TG Shocked at Disproportionate Cost and Mismanagement of the Midtown Park Project

Following inquiry in Parliament by GSD MP Elliott Phillips, Minister John Cortes disclosed the costs of construction (so far) of Midtown Park, which stand at over 3.77 million pounds.

Together Gibraltar believes that the disproportionate cost of this park is the final straw in a saga that has been an example of hypocrisy and poor management of public funds from inception. It also shows yet again that the Government’s “Green Gibraltar” agenda was little more than a sticker on an old diesel van.

 In order to provide a reference, let us start by quoting research performed by the UK Government’s green space watchdog, Cabe Space, that describes the two top price tiers as follows:

 TIER A – More than £200/m2, high cost intensive use urban parks with a high proportion of paving, structures and water features, numbers of buildings and high levels of intensive horticulture requiring high quality management e.g. Paris parks or the two Chicago examples, usually on redevelopment land.

TIER B - £100-200m2 for medium cost parks involving high intensively used spaces and high level maintenance but tending to be smaller than A.

 Let’s part from the very generous premise that Midtown park would be considered a tier A or B park by Cabe Space, which is already a very dubious proposition. As it stands, the park has cost the Gibraltarian taxpayer roughly £790/m2. This is a mammoth over-cost, several orders of magnitude greater than the most spectacular and well-equipped parks in the UK. Even if we go by the Minister’s figures, where he details the cost of removing the power plant machinery and polluted soil at £640k, this leaves an enormous budget of over 3 million pounds, a third of which should have been enough to build a pretty basic infrastructure such as Midtown park. To top it all off, works in the park are still going on, which probably means that further costs will be added to the 3.7 million. Minister Cortes’s referral to the costs as being “to date” also points to this possibility.

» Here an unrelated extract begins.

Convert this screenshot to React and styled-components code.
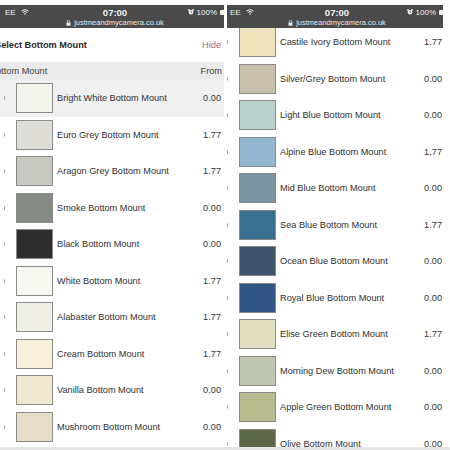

 As for the park today, it is far from being the lung promised in the 2019 GSLP manifesto.  The manifesto promised 80 mature trees, while only 47 have been delivered. To top it all off, almost half of the surface of the park is paved.

 TG Party Chairman Craig Sacarello said: “In order to understand the overspend in this disastrous project, we would like Government to disclose the costs in full, as well as the details of the tender process and the organisation chart of all companies involved in its construction. The people of Gibraltar are demanding to know why and how this reckless overspend has happened. As for the Government’s green agenda, the government need not disclose any further. 

 The whole of Gibraltar has already seen that it is nothing but a façade of empty promises.”